## begin
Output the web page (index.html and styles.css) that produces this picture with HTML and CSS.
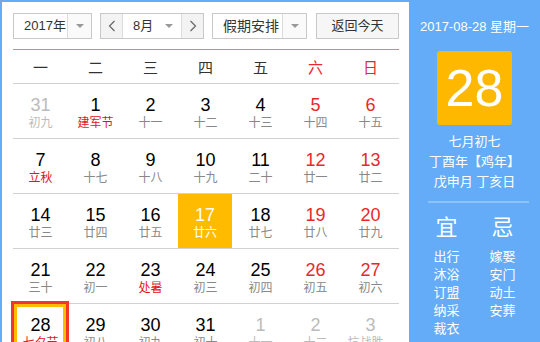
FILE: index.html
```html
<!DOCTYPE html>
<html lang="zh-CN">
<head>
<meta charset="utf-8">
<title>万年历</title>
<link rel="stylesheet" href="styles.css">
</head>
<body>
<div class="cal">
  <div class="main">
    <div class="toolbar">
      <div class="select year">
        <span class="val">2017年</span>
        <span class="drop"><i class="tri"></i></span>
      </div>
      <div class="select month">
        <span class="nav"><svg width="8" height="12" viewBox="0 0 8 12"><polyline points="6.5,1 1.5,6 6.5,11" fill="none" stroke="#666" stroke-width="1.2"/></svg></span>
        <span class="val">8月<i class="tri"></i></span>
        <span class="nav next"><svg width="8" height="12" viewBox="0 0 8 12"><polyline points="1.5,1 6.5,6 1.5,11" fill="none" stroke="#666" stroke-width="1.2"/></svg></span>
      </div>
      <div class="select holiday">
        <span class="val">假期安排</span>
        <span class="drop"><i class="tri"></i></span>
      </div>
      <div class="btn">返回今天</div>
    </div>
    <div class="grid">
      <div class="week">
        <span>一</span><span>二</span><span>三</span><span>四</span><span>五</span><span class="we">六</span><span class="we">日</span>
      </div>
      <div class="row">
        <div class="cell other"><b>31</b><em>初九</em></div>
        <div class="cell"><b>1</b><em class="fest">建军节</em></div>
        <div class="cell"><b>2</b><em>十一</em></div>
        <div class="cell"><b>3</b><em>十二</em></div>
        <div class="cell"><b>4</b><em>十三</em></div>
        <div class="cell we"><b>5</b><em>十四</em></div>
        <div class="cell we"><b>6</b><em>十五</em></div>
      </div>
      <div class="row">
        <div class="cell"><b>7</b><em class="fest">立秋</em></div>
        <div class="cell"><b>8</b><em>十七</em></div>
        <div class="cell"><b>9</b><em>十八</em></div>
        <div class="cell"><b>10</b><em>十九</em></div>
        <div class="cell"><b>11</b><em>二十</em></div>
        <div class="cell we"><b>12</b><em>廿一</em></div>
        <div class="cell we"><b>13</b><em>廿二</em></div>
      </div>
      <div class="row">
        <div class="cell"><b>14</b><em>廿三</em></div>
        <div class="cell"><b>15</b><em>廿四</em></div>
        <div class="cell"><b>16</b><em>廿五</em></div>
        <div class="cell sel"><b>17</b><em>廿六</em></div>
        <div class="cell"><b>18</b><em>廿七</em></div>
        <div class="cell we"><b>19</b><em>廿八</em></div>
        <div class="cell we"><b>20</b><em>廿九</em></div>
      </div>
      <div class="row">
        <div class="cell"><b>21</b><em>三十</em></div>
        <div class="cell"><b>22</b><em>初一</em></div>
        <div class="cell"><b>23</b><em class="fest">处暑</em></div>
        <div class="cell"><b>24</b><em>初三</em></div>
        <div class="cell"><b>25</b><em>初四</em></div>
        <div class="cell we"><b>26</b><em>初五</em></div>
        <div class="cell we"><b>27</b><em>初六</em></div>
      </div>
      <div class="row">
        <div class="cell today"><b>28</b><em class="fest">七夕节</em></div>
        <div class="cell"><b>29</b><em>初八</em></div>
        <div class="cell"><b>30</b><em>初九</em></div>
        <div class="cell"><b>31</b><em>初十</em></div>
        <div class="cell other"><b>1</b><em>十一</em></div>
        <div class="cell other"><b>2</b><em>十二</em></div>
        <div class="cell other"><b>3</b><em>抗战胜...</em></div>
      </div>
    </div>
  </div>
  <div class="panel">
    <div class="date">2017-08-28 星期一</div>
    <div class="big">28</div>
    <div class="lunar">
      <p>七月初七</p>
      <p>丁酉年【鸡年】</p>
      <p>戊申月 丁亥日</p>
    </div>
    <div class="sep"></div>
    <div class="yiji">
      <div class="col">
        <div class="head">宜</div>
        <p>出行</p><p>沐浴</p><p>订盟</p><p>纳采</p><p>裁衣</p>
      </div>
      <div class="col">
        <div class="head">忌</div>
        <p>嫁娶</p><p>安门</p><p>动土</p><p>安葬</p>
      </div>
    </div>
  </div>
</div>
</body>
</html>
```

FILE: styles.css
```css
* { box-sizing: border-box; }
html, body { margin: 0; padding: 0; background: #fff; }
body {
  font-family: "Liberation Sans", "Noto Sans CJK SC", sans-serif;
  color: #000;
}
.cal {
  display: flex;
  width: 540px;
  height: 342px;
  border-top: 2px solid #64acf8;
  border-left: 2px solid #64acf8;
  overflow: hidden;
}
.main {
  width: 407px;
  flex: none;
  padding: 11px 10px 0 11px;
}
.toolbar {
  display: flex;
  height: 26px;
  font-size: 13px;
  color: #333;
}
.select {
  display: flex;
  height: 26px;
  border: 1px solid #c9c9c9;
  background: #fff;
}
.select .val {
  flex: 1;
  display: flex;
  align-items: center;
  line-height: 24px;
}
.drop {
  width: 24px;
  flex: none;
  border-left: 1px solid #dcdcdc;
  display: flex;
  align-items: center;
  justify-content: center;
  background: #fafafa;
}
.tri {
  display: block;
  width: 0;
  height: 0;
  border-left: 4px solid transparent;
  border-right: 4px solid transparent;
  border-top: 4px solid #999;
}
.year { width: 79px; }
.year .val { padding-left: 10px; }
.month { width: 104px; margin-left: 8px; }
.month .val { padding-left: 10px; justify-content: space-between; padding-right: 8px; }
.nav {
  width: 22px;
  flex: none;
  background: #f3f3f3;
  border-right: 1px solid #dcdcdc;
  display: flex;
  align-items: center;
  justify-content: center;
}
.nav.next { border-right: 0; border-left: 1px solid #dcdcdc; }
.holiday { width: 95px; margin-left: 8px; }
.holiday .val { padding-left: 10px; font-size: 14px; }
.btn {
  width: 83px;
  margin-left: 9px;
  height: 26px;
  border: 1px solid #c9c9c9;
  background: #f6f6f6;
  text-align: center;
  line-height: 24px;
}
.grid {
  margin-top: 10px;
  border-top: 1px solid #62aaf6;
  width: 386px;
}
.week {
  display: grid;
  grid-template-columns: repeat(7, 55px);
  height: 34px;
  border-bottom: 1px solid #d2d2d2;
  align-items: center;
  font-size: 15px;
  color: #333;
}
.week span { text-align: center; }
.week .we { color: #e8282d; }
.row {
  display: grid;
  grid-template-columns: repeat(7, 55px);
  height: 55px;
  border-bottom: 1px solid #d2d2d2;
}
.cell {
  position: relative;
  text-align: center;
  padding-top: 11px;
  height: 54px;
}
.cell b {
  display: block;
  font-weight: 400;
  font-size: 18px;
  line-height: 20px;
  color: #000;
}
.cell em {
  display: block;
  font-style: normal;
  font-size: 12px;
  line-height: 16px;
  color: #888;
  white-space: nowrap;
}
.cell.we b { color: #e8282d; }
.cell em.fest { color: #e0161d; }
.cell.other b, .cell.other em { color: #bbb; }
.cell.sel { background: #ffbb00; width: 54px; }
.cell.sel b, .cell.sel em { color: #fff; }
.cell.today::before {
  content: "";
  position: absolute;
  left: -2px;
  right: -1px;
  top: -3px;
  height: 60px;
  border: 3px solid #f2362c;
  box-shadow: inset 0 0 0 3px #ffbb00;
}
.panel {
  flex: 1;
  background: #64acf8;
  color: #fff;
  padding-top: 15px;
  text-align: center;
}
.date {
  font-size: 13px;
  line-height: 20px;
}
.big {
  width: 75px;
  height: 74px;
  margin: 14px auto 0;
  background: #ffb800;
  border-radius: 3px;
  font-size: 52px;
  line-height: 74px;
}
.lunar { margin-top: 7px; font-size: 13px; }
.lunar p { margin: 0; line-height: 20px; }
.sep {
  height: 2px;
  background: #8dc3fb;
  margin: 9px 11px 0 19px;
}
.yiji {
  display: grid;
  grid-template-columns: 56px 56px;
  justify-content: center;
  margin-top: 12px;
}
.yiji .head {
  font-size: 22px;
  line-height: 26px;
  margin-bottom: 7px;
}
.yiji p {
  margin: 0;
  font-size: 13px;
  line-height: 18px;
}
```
## end
Problem to work on: Copy out the lines that hold "index".

Solution below:
Output the web page (index.html and styles.css) that produces this picture with HTML and CSS.
FILE: index.html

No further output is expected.